The short answer is that Dawkins' repugnance for anything that imports a deistic model into the public discourse is not grounded on reasoned skepticism because of lack of evidence, but on a willful refusal to believe despite any available evidence.

Initially one must ask how much of the universe has Dawkins spanned to come to a definitive conclusion that God does not inhabit it.  And that is not the most devastating objection against his basic premise.

As a scientist, Richard Dawkins is aware that it is through direct observation that we discern the melody of an encoded universe, where the slightest variation in any of the Antrophic constants which regulate and sustain it would cause it to cease to exist.  This order is so pervasive we cannot help but stumble upon it.  In fact some of the major discoveries in the sciences have been made by sheer accident.

The universe is most easily understood by using intentionally calibrated methods to observe its fastidious regularity.  Curiously enough, the scientific methods we employ to make sense of the universe's architecture also possess an inherent order that facilitates the detection of the details in this meticulous arrangement.

But we do not arrive at these methods by accident; they mirror the order which permeates the universe we live in.  We intuitively devise these methods and instruments of scientific inquiry as an extension of the minutely exact alignment we discover in the complex systems that surround us; thus naturally, this complexity is best apprehended through a framework of likewise precision.

According to Dawkins, this complexity is purely random, and the result of extraordinary coincidences.  But since he cannot entirely dismiss purposeful design in the universe, he cleverly bypasses the inherent theological implications by describing it as something short of an illusion; in his own words, things that "give the appearance of having been designed for a purpose."  In Dawkins' view, it is the fact that this fortuitous arrangement of the cosmos can be explained -- in solely naturalistic terms -- that makes them so fascinating and "beautiful."

But how does a magnificent construct like beauty arise from the random, purposeless, haphazard "blueprint" of chance?  Can that which is the product of random forces be called beautiful, or viewed as having purpose, or even be accepted as true within an amoral framework that is governed by the same blind forces which brought all things into being?  In other words, how do ultimately purposeless birthing mechanisms give rise to life, or structured and meaningful values like truth, purpose, beauty, etc., values which incidentally, we must appeal to in order to judge the merit of Dawkins' thesis?

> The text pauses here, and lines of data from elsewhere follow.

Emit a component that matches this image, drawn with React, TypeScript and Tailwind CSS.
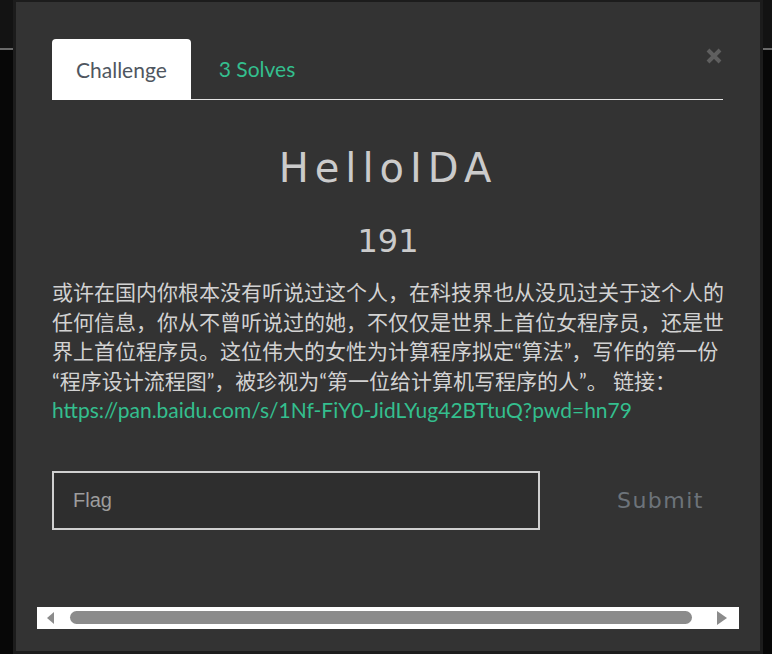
const description =
  "或许在国内你根本没有听说过这个人，在科技界也从没见过关于这个人的任何信息，你从不曾听说过的她，不仅仅是世界上首位女程序员，还是世界上首位程序员。这位伟大的女性为计算程序拟定“算法”，写作的第一份\u200B“程序设计流程图”，被珍视为“第一位给计算机写程序的人”。 链接：";

const link = "https://pan.baidu.com/s/1Nf-FiY0-JidLYug42BTtuQ?pwd=hn79";

const App = () => {
  return (
    <div className="relative w-[772px] h-[654px] overflow-hidden bg-[#070707]">
      {/* dimmed page behind the modal */}
      <div className="h-[48px] bg-[#131313]" />
      <div className="h-[2px] bg-[#6a6a6a]" />

      <div className="absolute left-[13px] top-0 w-[750px] h-[654px] bg-[#1c1c1c] pt-[2px] px-[3px] pb-[3px]">
        <div className="relative h-full bg-[#333333] pt-[36px] px-[36px] font-['Lato','Noto_Sans_CJK_SC',sans-serif]">
          <button className="absolute right-[36px] top-[44px] w-[20px] h-[20px] flex items-center justify-center">
            <svg width="16" height="16" viewBox="0 0 16 16">
              <path d="M2 2 L14 14 M14 2 L2 14" stroke="#5f5f5f" strokeWidth="4" strokeLinecap="butt" />
            </svg>
          </button>

          <div className="flex items-end border-b border-[#e4e4e4] w-[671px]">
            <div className="h-[61px] -mb-px px-6 flex items-center bg-white rounded-t-[4px] text-[21px] text-[#4f5660]">
              Challenge
            </div>
            <div className="h-[61px] pl-[28px] flex items-center text-[21px] text-[#34bf8e]">3 Solves</div>
          </div>

          <h1 className="mt-[44px] text-center text-[40px] leading-[48px] tracking-[6px] text-[#cbcbcb] font-['DejaVu_Sans',sans-serif]">
            HelloIDA
          </h1>
          <h2 className="mt-[29px] text-center text-[32px] leading-[40px] text-[#cbcbcb] font-['DejaVu_Sans',sans-serif]">
            191
          </h2>

          <p className="mt-[16px] w-[690px] text-[21px] leading-[29.5px] text-[#d2d2d2]">
            {description}
            <span className="whitespace-nowrap text-[#34bf8e]">{link}</span>
          </p>

          <div className="mt-[46px] flex items-center w-[672px]">
            <div className="w-[488px] h-[59px] border-2 border-[#d0d0d0] bg-[#2e2e2e] flex items-center pl-[19px]">
              <span className="text-[20px] text-[#9d9d9d] font-['Liberation_Sans',sans-serif]">Flag</span>
            </div>
            <div className="flex-1 flex justify-end pr-[20px]">
              <span className="text-[22px] tracking-[1.5px] text-[#6d737a] font-['DejaVu_Sans',sans-serif]">
                Submit
              </span>
            </div>
          </div>

          <div className="mt-[77px] -mx-[15px] h-[22px] bg-white flex items-center pl-[10px] pr-[12px]">
            <svg width="7" height="12" viewBox="0 0 7 12">
              <path d="M7 0 L7 12 L0 6 Z" fill="#8b8b8b" />
            </svg>
            <div className="flex-1 h-[13px] rounded-full bg-[#8b8b8b] ml-[16px] mr-[25px]" />
            <svg width="10" height="14" viewBox="0 0 10 14">
              <path d="M0 0 L0 14 L10 7 Z" fill="#8b8b8b" />
            </svg>
          </div>
        </div>
      </div>
    </div>
  );
};

export default App;
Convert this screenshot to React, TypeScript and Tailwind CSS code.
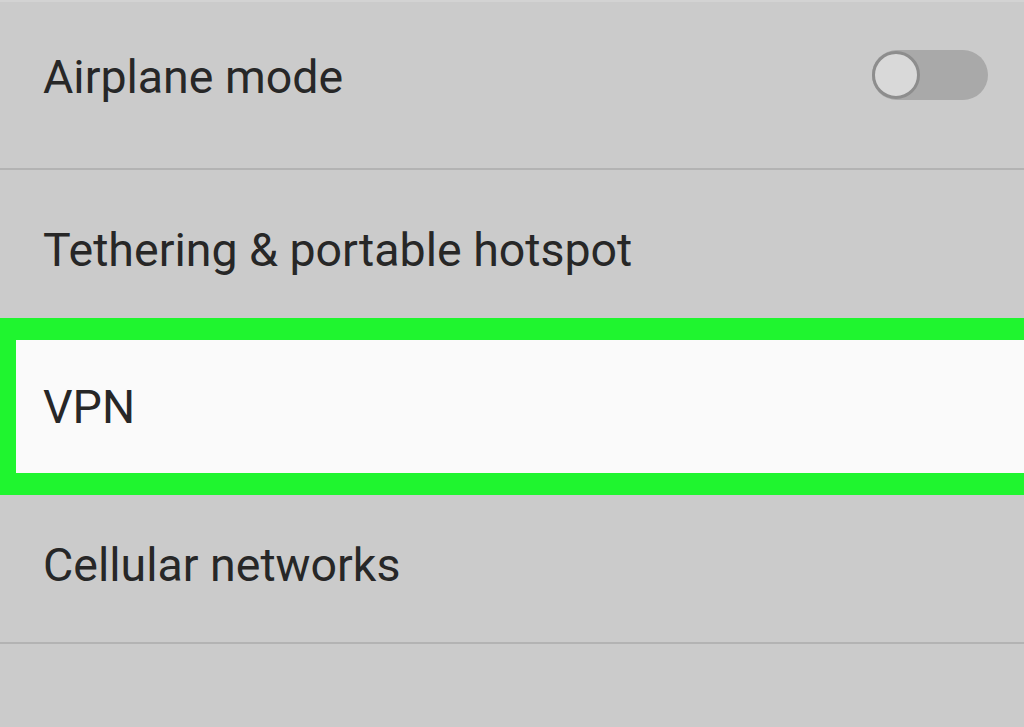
import { FC } from "react";

const Toggle: FC = () => (
    <div className="relative h-[50px] w-[116px] rounded-full bg-[#a9a9a9]">
        <div className="absolute left-0 top-[1px] h-[48px] w-[48px] rounded-full border-[3px] border-[#8d8d8d] bg-[#d9d9d9]" />
    </div>
);

export default function App() {
    return (
        <div
            className="flex h-[727px] w-[1024px] flex-col overflow-hidden bg-[#cbcbcb] text-[46.5px] leading-none text-[#272727]"
            style={{ fontFamily: "Roboto, 'Liberation Sans', sans-serif" }}
        >
            <div className="flex h-[170px] shrink-0 items-start justify-between border-t-2 border-b-2 border-t-[#d3d3d3] border-b-[#b3b3b3] pl-[43px] pr-[36px] pt-[52px]">
                <span>Airplane mode</span>
                <div className="-mt-[4px]">
                    <Toggle />
                </div>
            </div>
            <div className="h-[148px] shrink-0 pl-[43px] pt-[57px]">
                <span>Tethering &amp; portable hotspot</span>
            </div>
            <div className="h-[177px] shrink-0 border-y-[22px] border-l-[16px] border-[#1ff52f] bg-[#fafafa] pl-[27px] pt-[44px]">
                <span>VPN</span>
            </div>
            <div className="h-[149px] shrink-0 border-b-2 border-[#b3b3b3] pl-[43px] pt-[47px]">
                <span>Cellular networks</span>
            </div>
            <div className="flex-1" />
        </div>
    );
}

Moreover, if the universe is the merely a product of blind forces, then Dawkins himself -- and by extension his sloppily arrived at conclusion about the origin of all things -- cannot claim special exemption from his reductionist criteria of origins.  For in a universe governed by chance, as C.S. Lewis once wrote, "all thoughts are mere events with irrational causes."  One in which ideas, including Dawkins' intimations about the beauty of an explicable universe, are mere reactions "determined by ultimately amoral and irrational sources, and no more capable of rightness or wrongness than a hiccup or a sneeze."

And yet Dawkins remains undeterred by this glaring inconsistency in his worldview.  In fact his next goal is to write a children's book.  No doubt he recognizes that it is far easier to impress those at the very early stage; one which he has decidedly forgotten, presumably in lieu of more mature undertakings.

Perhaps Dawkins might do well to give the doctrinaire beliefs he clings to as an adult a well- needed rest, and boldly revisit the wonder that is to behold reality anew through the eyes of a child; or at least a man less inclined to upbraid the God whose existence he so fiercely denies.